Quando Giovanni Paolo II andò a trovare Alì Agca, il suo attentatore, per offrirgli il suo perdono senza essere da questi ricambiato, si congedò da lui dicendo: “Caro fratello, come possiamo presentarci al cospetto di Dio se qui, sulla terra, non ci perdoniamo a vicenda!” (Dziwisz, Una vita con Karol, ed. Rizzoli, p. 127). Jean Bernar, un prete lussemburghese, nel diario che compose durante la sua prigionia in un campo di concentramento nazista, scrisse: “Bisogna perdonare consapevolmente, avendo tutto l’orrore per quanto accaduto. Non solo perché sull’odio non sì costruisce nulla… ma soprattutto per obbedire al comandamento e all’amore di Colui davanti al quale noi stessi, vittime e carnefici, siamo solo miserevoli debitori” (Un prete a Dachau 1941-42, ed. San Paolo). Carlo Castagna perdonò subito Olindo Romano e Rosa Bazzi killer di Erba che lo avevano gravemente ferito e che gli avevano ucciso la moglie Paola, la figlia Raffaella e il nipote Youssuf e non ebbe paura, lui cattolico convinto, di partecipare con profondo rispetto a un funerale islamico in terra straniera. Giovanni Pinna, il sardo di Bonorva, sequestrato per 260 giorni in uno squallido ovile, una volta liberato, al suo arcivescovo mons. Paolo Atzei ha detto: “Quando all’orizzonte non vedi più nulla, quando non esistono più nemmeno i tuoi cari, ti viene nostalgia di Dio e capisci che un solo sentimento esiste, il grazie a Lui e il perdono agli altri”.
Non sono che alcuni dei tanti esempi che si potrebbero riportare. È proprio vero ciò che ha scritto il poeta indiano Tagore: “L’avversità è grande, ma l’uomo è più grande dell’avversità”. Purtroppo non mancano esempi opposti. A Fidene, durante i funerali di Vanessa Russo, la ragazza romana uccisa con un’ombrellata da una donna romena, quando il celebrante invitò al perdono alcuni del pubblico gridarono: “No, no, mai!”; il fatto fu riportato da quasi tutti i giornali e anche da alcune trasmissioni televisive, e non mancarono commenti acidi e settari sul perdono cristiano.
Che c’è dietro a queste opposte reazioni?
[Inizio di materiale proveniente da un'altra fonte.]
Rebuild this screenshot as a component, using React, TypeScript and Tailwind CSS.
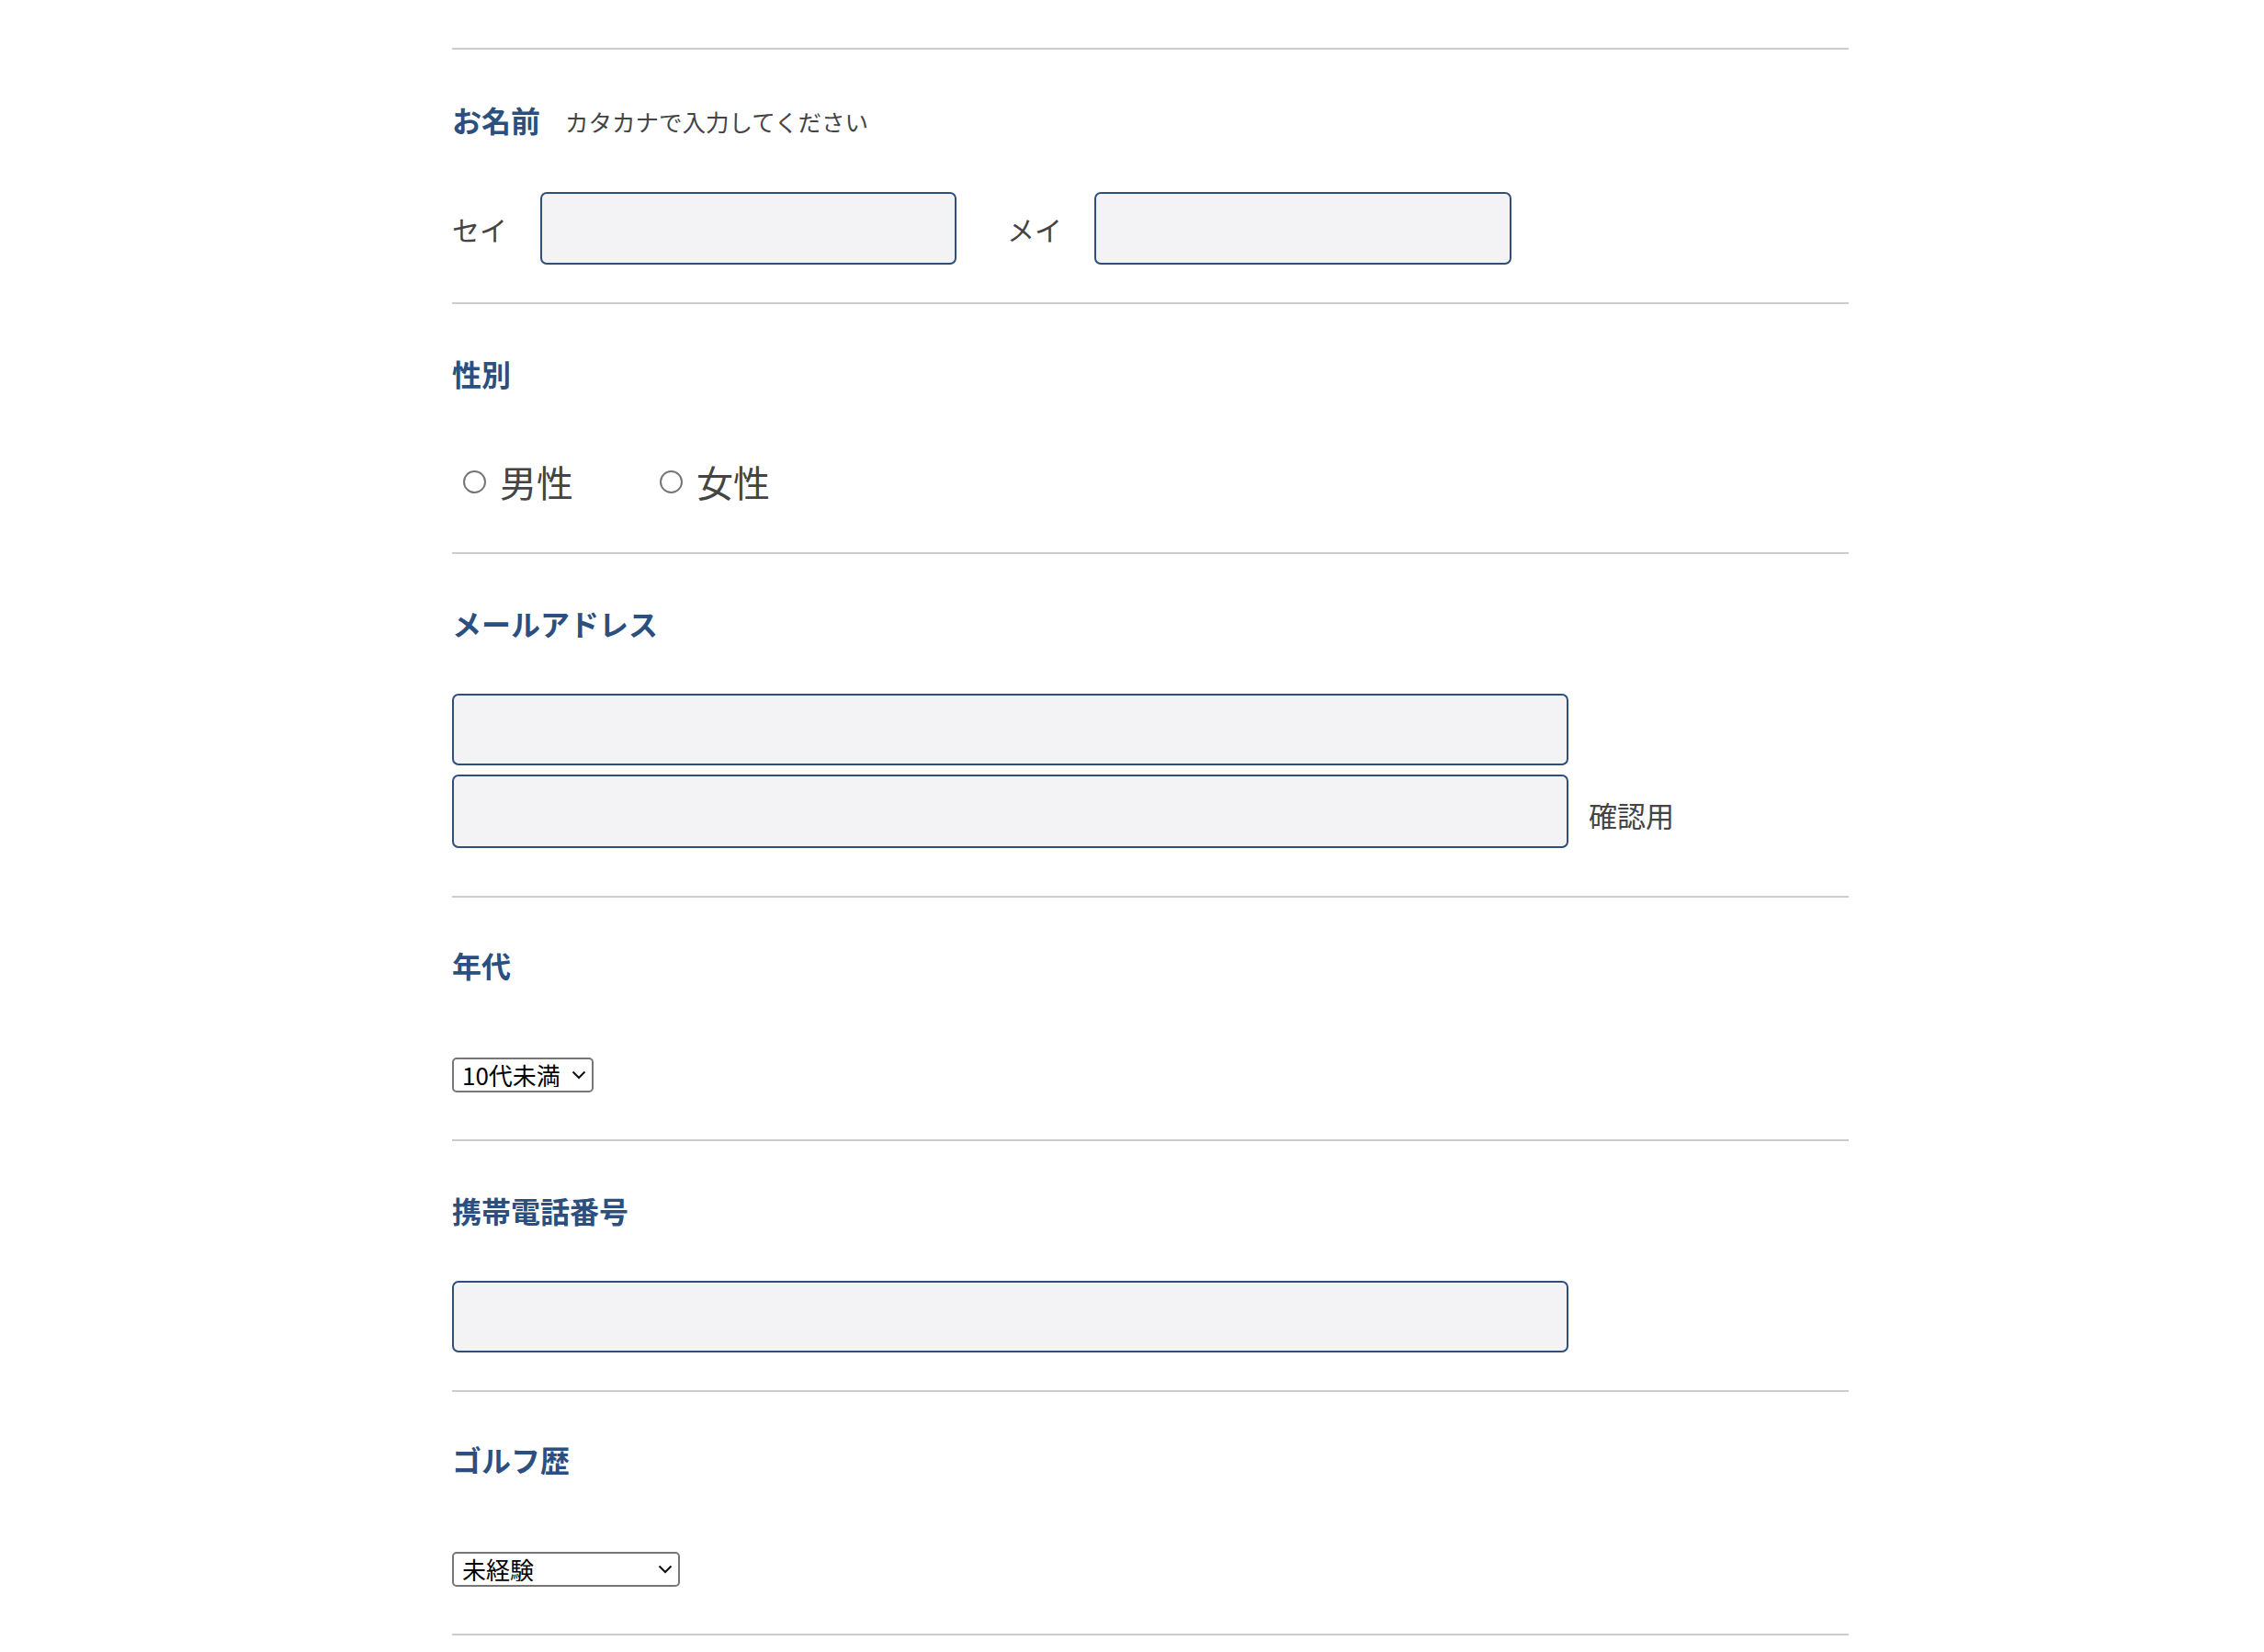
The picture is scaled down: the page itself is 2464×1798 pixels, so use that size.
import React from "react";

const labelCls =
  "h-[40px] leading-[40px] text-[32px] font-bold text-[#2b4f7e] whitespace-nowrap";
const inputCls =
  "h-[78px] bg-[#f3f3f5] border-2 border-[#2c4f7c] rounded-[7px] outline-none";

function Chevron() {
  return (
    <svg
      className="pointer-events-none absolute right-[8px] top-1/2 -translate-y-1/2"
      width="16"
      height="10"
      viewBox="0 0 16 10"
      fill="none"
    >
      <path d="M1.5 1.5 L8 8 L14.5 1.5" stroke="#111" strokeWidth="2" />
    </svg>
  );
}

function Select({ w, value }: { w: string; value: string }) {
  return (
    <div className={`relative ${w} h-[38px]`}>
      <select
        defaultValue={value}
        className="appearance-none w-full h-full bg-white border-2 border-[#767676] rounded-[5px] pl-[9px] text-[26px] leading-none text-black outline-none"
      >
        <option>{value}</option>
      </select>
      <Chevron />
    </div>
  );
}

function Radio({ label, className }: { label: string; className?: string }) {
  return (
    <label className={`flex items-center ${className ?? ""}`}>
      <span className="ml-[12px] w-[25px] h-[25px] rounded-full border-2 border-[#767676] bg-white" />
      <span className="ml-[15px] text-[40px] leading-none text-[#444]">{label}</span>
    </label>
  );
}

export default function App() {
  return (
    <div
      className="min-h-screen w-full bg-white"
      style={{ fontFamily: '"Noto Sans CJK JP", "Noto Sans", sans-serif' }}
    >
      <div className="ml-[492px] w-[1520px] pt-[52px]">
        <div className="border-t-2 border-[#cccccc]" />

        {/* お名前 */}
        <section className="pt-[56px] pb-[41px] border-b-2 border-[#cccccc]">
          <div className="flex items-center h-[40px]">
            <span className={labelCls}>お名前</span>
            <span className="ml-[27px] text-[25.5px] text-[#444] leading-none mt-[4px]">
              カタカナで入力してください
            </span>
          </div>
          <div className="mt-[59px] flex items-center h-[79px]">
            <span className="text-[30px] text-[#444] leading-none">セイ</span>
            <input className={`${inputCls} ml-[36px] w-[453px] h-[79px]`} />
            <span className="ml-[55px] text-[30px] text-[#444] leading-none">メイ</span>
            <input className={`${inputCls} ml-[35px] w-[454px] h-[79px]`} />
          </div>
        </section>

        {/* 性別 */}
        <section className="pt-[55px] pb-[52px] border-b-2 border-[#cccccc]">
          <div className={labelCls}>性別</div>
          <div className="mt-[73px] flex items-center h-[50px]">
            <Radio label="男性" />
            <Radio label="女性" className="ml-[82px]" />
          </div>
        </section>

        {/* メールアドレス */}
        <section className="pt-[55px] pb-[52px] border-b-2 border-[#cccccc]">
          <div className={labelCls}>メールアドレス</div>
          <div className="mt-[57px] flex flex-col gap-[10px]">
            <input className={`${inputCls} w-[1215px]`} />
            <div className="flex items-center">
              <input className={`${inputCls} w-[1215px] h-[80px]`} />
              <span className="ml-[22px] text-[31px] text-[#444] leading-none mt-[6px]">確認用</span>
            </div>
          </div>
        </section>

        {/* 年代 */}
        <section className="pt-[53px] pb-[51px] border-b-2 border-[#cccccc]">
          <div className={labelCls}>年代</div>
          <div className="mt-[81px]">
            <Select w="w-[154px]" value="10代未満" />
          </div>
        </section>

        {/* 携帯電話番号 */}
        <section className="pt-[55px] pb-[41px] border-b-2 border-[#cccccc]">
          <div className={labelCls}>携帯電話番号</div>
          <div className="mt-[57px]">
            <input className={`${inputCls} w-[1215px]`} />
          </div>
        </section>

        {/* ゴルフ歴 */}
        <section className="pt-[53px] pb-[51px] border-b-2 border-[#cccccc]">
          <div className={labelCls}>ゴルフ歴</div>
          <div className="mt-[81px]">
            <Select w="w-[248px]" value="未経験" />
          </div>
        </section>
      </div>
    </div>
  );
}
Indiscutibilmente c’è la condanna per delitti mostruosi, di cui ormai anche i telegiornali sono pieni; c’è la falsa persuasione che il perdono impedisca alla giustizia di fare il suo corso; c’è la presunzione di poter decidere da soli senza Dio ciò che è bene e ciò che è male e c’è, soprattutto, una fede che non è riuscita ad assimilare in profondità la novità della vita cristiana. Un anonimo sufi ha scritto: “O Dio, fammi sentire che il perdono è il maggiore indice di forza e che la vendetta è soltanto una prova di debolezza”.
Il perdono è una risorsa straordinaria di fede, di speranza e di vita ed è particolarmente necessario in una società che appare dominata dalla conflittualità dal settarismo e dall’intransigenza. Il perdono dimostra che, se nell’uomo c’è l’abisso sconcertante del male, c’è anche la grandezza dell’amore. Il perdono non elimina la giustizia umana, anzi la postula giusta e concreta, e incide perfino nel reo, poiché nessuno meglio di chi ha sperimentato la dolcezza del perdono è in grado di capire il dovere della riparazione e la bellezza di una vita nuova. La vittoria vera, infatti, non sta nella morte del reo, ma nella sua rinascita, poiché il vero amore si fa simile al chicco di grano che morendo genera una spiga. In questo campo il grande modello è san Francesco di Assisi, riconciliato con Dio, con i fratelli, e con il creato. Il perdono ci rende veri seguaci di Cristo, che sulla croce arrivò a scusare perfino i suoi crocifissori e che di fronte alla donna adultera disse: “Chi di voi è senza peccato scagli per primo la pietra contro di lei” e alla donna: “Va’ e d’ora in poi non peccare più” (Gv 8, 7.11).
Il Papa ha scritto: “Perdonare… è più di un ignorare, di un semplice voler dimenticare. La colpa deve essere smaltita, sanata e così superata. Il perdono ha il suo prezzo, innanzi tutto per colui che perdona: egli deve superare in sé il male subito, deve come bruciarlo dentro di sé e con ciò rinnovare se stesso, così da coinvolgere poi in questo processo di trasformazione, di purificazione interiore, anche l’altro, il colpevole, e ambedue, soffrendo fino in fondo il male e superandolo, diventare nuovi” (Gesù di Nazareth ed. Rizzoli, p. 190).